I'm generally not the type of person to wax poetic about days gone by. Nor do I go through old letters,pictures,or other nick knacks from the past. But with all of the chaos that has been surrounding me the last few months, my mind seems to be trying to reach out. Telling me to look to the past,maybe to tell me not to repeat it, or just remind me how things were. Funny how your mind never clearly tells you EXACTLY what it wants. Just gives you strange dreams about past things, strange urges to suddenly look at your dusty yearbook, or a name randomly pops up that you haven't heard in a decade.
I've had bizarre dreams about the old neighborhood, with all the kids that I used to go see and hang out with. Kids that I was friends with from the age of 4 well into senior year of high school. The moment I graduated from high school it was as if I were soooo eager to just let them fall away. Like they didn't matter to me any more. Just people who were there, eh they served a purpose now I gotta move on. Thanks to things like facebook I've been lucky enough to find some of those friends. But there are others that i'm like they are lost to me.

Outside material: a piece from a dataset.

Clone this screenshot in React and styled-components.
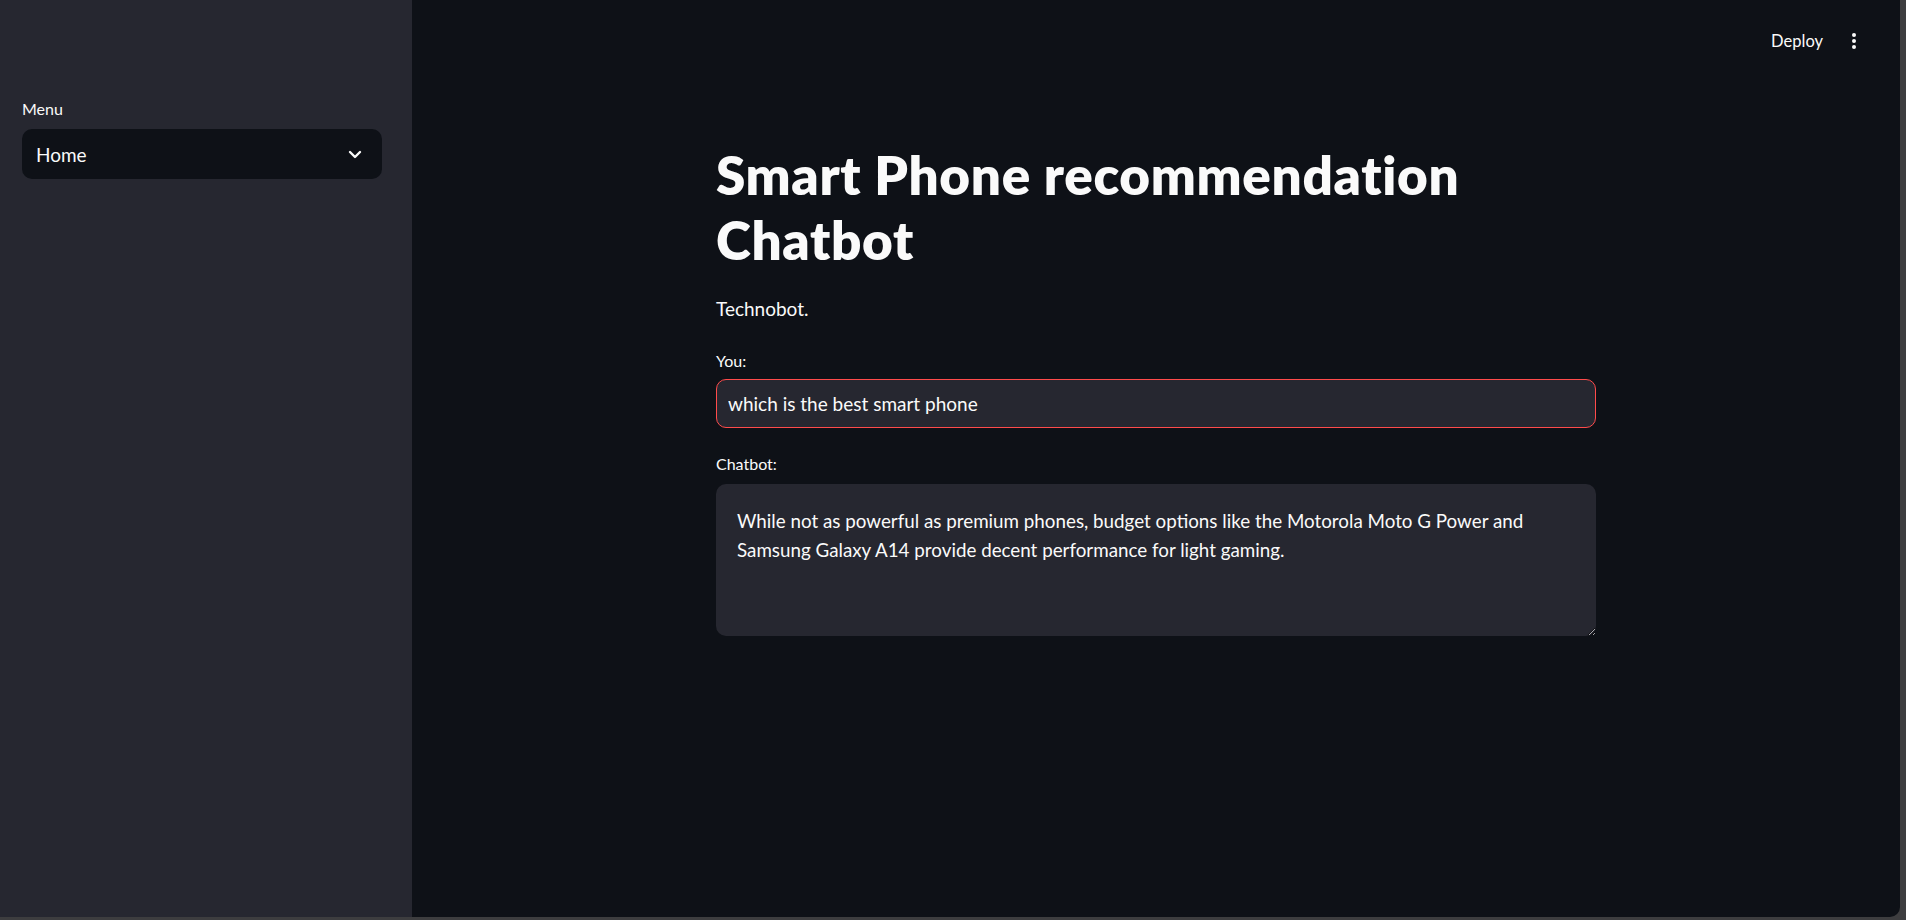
import React from "react";
import styled, { createGlobalStyle } from "styled-components";

const GlobalStyle = createGlobalStyle`
  html, body {
    margin: 0;
    padding: 0;
    background: #3d3d3f;
    overflow: hidden;
  }
  * {
    box-sizing: border-box;
  }
`;

const FONT = `Lato, "Noto Sans", "Liberation Sans", sans-serif`;

const Window = styled.div`
  display: flex;
  width: 1900px;
  height: 917px;
  background: #0e1117;
  border-bottom-right-radius: 10px;
  overflow: hidden;
  font-family: ${FONT};
  color: #fafafa;
`;

const Sidebar = styled.aside`
  flex: 0 0 412px;
  background: #262730;
  padding: 99px 30px 0 22px;
`;

const Label = styled.div`
  font-size: 16px;
  line-height: 20px;
  color: #fafafa;
  margin-bottom: ${(p) => p.$gap || 8}px;
`;

const Select = styled.div`
  display: flex;
  align-items: center;
  justify-content: space-between;
  height: 50px;
  padding: 0 20px 0 14px;
  border-radius: 10px;
  background: #0e1117;
  font-size: 19px;
`;

const Main = styled.main`
  flex: 1;
  display: flex;
  flex-direction: column;
  min-width: 0;
`;

const Header = styled.header`
  height: 82px;
  display: flex;
  align-items: center;
  justify-content: flex-end;
  gap: 28px;
  padding: 0 43px 0 0;
`;

const DeployButton = styled.span`
  font-size: 16.5px;
  color: #fafafa;
`;

const Content = styled.section`
  width: 880px;
  margin: 0 auto;
  padding-top: 60px;
  display: flex;
  flex-direction: column;
`;

const Title = styled.h1`
  margin: 0;
  font-size: 53px;
  font-weight: 800;
  line-height: 65px;
  letter-spacing: 0.65px;
`;

const Caption = styled.p`
  margin: 22px 0 28px;
  font-size: 19px;
  line-height: 29px;
`;

const Field = styled.div`
  display: flex;
  flex-direction: column;
  margin-bottom: ${(p) => p.$gap || 0}px;
`;

const TextInput = styled.input`
  height: 49px;
  padding: 0 11px;
  border: 1px solid #ff4b4b;
  border-radius: 10px;
  background: #262730;
  color: #fafafa;
  font-family: ${FONT};
  font-size: 19px;
  outline: none;
`;

const TextArea = styled.textarea`
  height: 152px;
  padding: 22px 21px;
  border: none;
  border-radius: 10px;
  background: #262730;
  color: #fafafa;
  font-family: ${FONT};
  font-size: 18.8px;
  line-height: 29px;
  outline: none;
  resize: vertical;
`;

const Chevron = () => (
  <svg width="14" height="9" viewBox="0 0 14 9" fill="none">
    <path d="M2 2l5 5 5-5" stroke="#fafafa" strokeWidth="2.4" strokeLinecap="round" strokeLinejoin="round" />
  </svg>
);

const Kebab = () => (
  <svg width="6" height="18" viewBox="0 0 6 18" fill="#fafafa">
    <circle cx="3" cy="3" r="2" />
    <circle cx="3" cy="9" r="2" />
    <circle cx="3" cy="15" r="2" />
  </svg>
);

export default function App() {
  return (
    <>
      <GlobalStyle />
      <Window>
        <Sidebar>
          <Label $gap={10}>Menu</Label>
          <Select>
            <span>Home</span>
            <Chevron />
          </Select>
        </Sidebar>
        <Main>
          <Header>
            <DeployButton>Deploy</DeployButton>
            <Kebab />
          </Header>
          <Content>
            <Title>
              Smart Phone recommendation
              <br />
              Chatbot
            </Title>
            <Caption>Technobot.</Caption>
            <Field $gap={26}>
              <Label>You:</Label>
              <TextInput readOnly defaultValue="which is the best smart phone" />
            </Field>
            <Field>
              <Label $gap={10}>Chatbot:</Label>
              <TextArea
                readOnly
                defaultValue="While not as powerful as premium phones, budget options like the Motorola Moto G Power and Samsung Galaxy A14 provide decent performance for light gaming."
              />
            </Field>
          </Content>
        </Main>
      </Window>
    </>
  );
}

I looked at my yearbook, at first it was as a lark to show my fiance my silly ugly betty sophomore picture. Big glasses, braces, and all. Then I looked at all the signatures. Most were of the most generic ever. "you're cool never change! Have a great summer! See you next fall!" Love John Doe. But I had some moments where I had to hold back my tears. Like I missed these people who I haven't spoken to in over a decade. We were close once, inseparable in many cases. There were some surprises in there as well. Like the absence of certain people who didn't sign my book at all. I would scan all the pages, and I'm like...I was best friends with this person since junior high, and friends even until I went to college but no signature from them for the first two years of High school, that's sad. It made my heart ache. Then I saw a signature that made me both laugh hysterically out loud and bawl into tears at the same time. Because I totally lost touch of this person, and this person was a great friend to me, made my days fun, made the trips on the bus to and from school an adventure. I even had a lil crush on him, almost kissed him too sophomore year while we helped the french teacher clean out her classroom. He was a senior when he signed my book...so I never saw him and his omnipresent black leather jacket(even in summer weather).
Looking at the signatures and the people who said such nice things...Whether genuine or not touched my heart, considering the backgrounds of most of them. I was one of those people who really didn't belong to any one group or clique. I was friends with people who were basically the whole breakfast club. I saw everyone as equals in my book. If you were nice, funny, etc then I didn't care what you were outside of that. I didn't care you were poor, or that you were a "sped", a "techie", a jock, a brain or any of those things. I liked you for who you were inside.
To this day I'm only really close with probably 3 people from high school. Jen, Andrea, and Matt. But even that I really only speak with the girls on a semi regular basis. Now thanks to facebook I talk to some people every so often. It's hard though since I live in Florida and my hometown is in PA. So I guess even being close with the 2 people I am close with is miraculous.
I hope that maybe more and more people from the past come to light and I can reconnect. For now I just hope my mind is now appeased, so now I won't have funky dreams, or urges.
Dedicated to my "lost" friends: Aaron "cactus" Taylor, Mindy Pesky, and Erica Depesquale.